É muito relativo. Depende como é que está o carro. Se o carro estiver bom, se tiver numa posição boa... Então aquilo é uma pressão um pouco maior porque você sabe que tem condições, que depende de você. Mas ao mesmo tempo é uma motivação, e então é um prazer, de saber que você tem condição de, no dia seguinte, de lutar. Quando o carro está ruim, aí é uma droga. Você não dorme, fica pensado no que você vai fazer, o que você vai inventar para conseguir tirar aquela diferença. Então, aí não tem sono que resista.
O que acontece quando tudo está correndo como o esperado? Você, normalmente, relaxa. O que acontece se uma mudança repentina acontecer? Você não estará preparado e não vai conseguir lidar com ela. Quando uma crise vier você vai ter que inventar maneiras de tirar essa diferença. Esse é o momento, como disse Ayrton, onde não se tem mais sono. Você entrará na pista, para brigar, não pela primeira posição, mas para ao menos completar a corrida. Para esses momentos preparação é essencial, principalmente a psicológica. Acredite, mais cedo ou mais tarde, esses momentos virão.
Como é que você faz para dirigir tão bem na chuva?
Eu tomei muita chuva, viu? [risos] No tempo do kart eu tomei muita chuva... Olha, foram várias as vezes que, durante a semana, eu ia para Interlagos, saía da escola, meu motorista ia me buscar lá ao meio-dia, com os karts atrás, na carreta, e me levava para pista em Interlagos. Terça, quarta ou quinta, passava a tarde inteira lá treinando. E se chovia, eu não parava e ficava no box, não, eu continuava treinando. Mexia no kart, aprendi a ajustar e andar no molhado. E uma coisa muito importante, eu tenho certeza que a maioria das pessoas não percebe, é que eu tenho ainda os 26 anos de um jovem que tem o ímpeto, aquela força, aquela vontade enorme, aquela garra. Mas tenho a experiência de um piloto de 35, 40 anos, por ter começado tão cedo no kart e por eu ter dedicado tanto tempo. Então, toda a experiência que eu adquiri no kart, que foi a minha maior escola no automobilismo, foi enorme. Eu estive15 anos de kart e 15 anos assim de profissional, era um hobby, mas eu me dedicava como profissional.

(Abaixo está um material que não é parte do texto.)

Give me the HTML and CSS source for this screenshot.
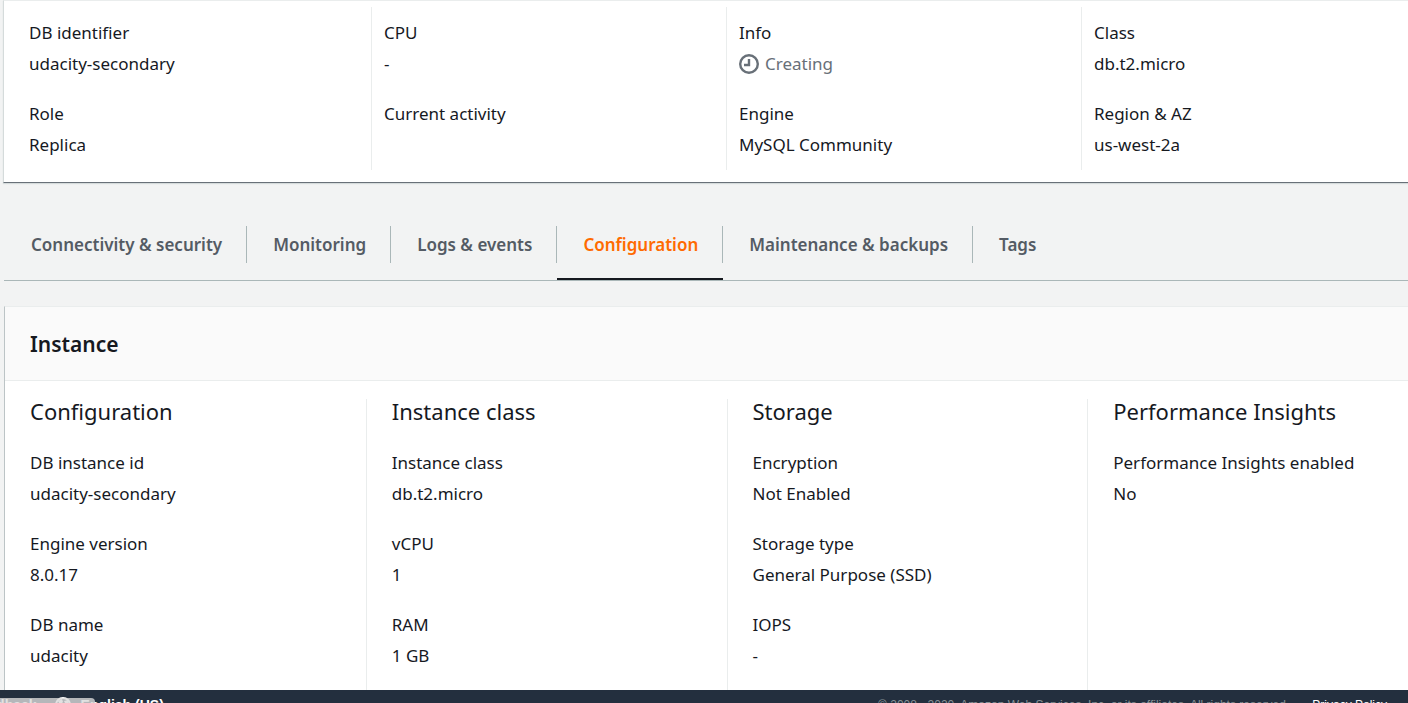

O que Ayrton pode ensinar quando diz que tomou muita chuva? Que é essencial se expor às dificuldades e enfrentá-las. O que é seu ponto fraco hoje, se trabalhado hoje, pode se tornar um diferencial amanhã. Talvez seja necessário ficar 15 anos treinando, perdendo, errando, obtendo pequenas vitórias, para só então a coisa começar a dar certo, mas você vai ter que passar pelo Kart para chegar a Fórmula 1. Isso vai amadurecê-lo. Vai permitir que chegue na F1 com experiência, com tranquilidade, autocontrole, força. Empresas que crescem rápido demais não tiveram esse tempo, e por passar rapidamente do Kart para a F1, cometem erros que só podem ser admitidos no Kart e, por isso, acabam durando muito pouco na F1. Uma empresa deve crescer devagar, aprendendo com erros pequenos e, de preferência, com pequenas perdas de dinheiro.
Esses foram os ensinamentos que pude retirar da entrevista. Veja abaixo algumas frases ditas pelo Ayrton que marcaram sua carreira:
"Não sei dirigir de outra maneira que não seja arriscada. Quando tiver de ultrapassar vou ultrapassar mesmo. Cada piloto tem o seu limite. O meu é um pouco acima do dos outros".
"Acidentes são inesperados e indesejados, mas fazem parte da vida. No momento em que você se senta num carro de corrida e está competindo para vencer, o segundo ou o terceiro lugar não satisfazem. Ou você se compromete com o objetivo da vitória ou não. Isso quer dizer: ou você corre ou não".
"Se você quer ser bem sucedido, precisa ter dedicação total, buscar o seu último limite e dar o melhor de si".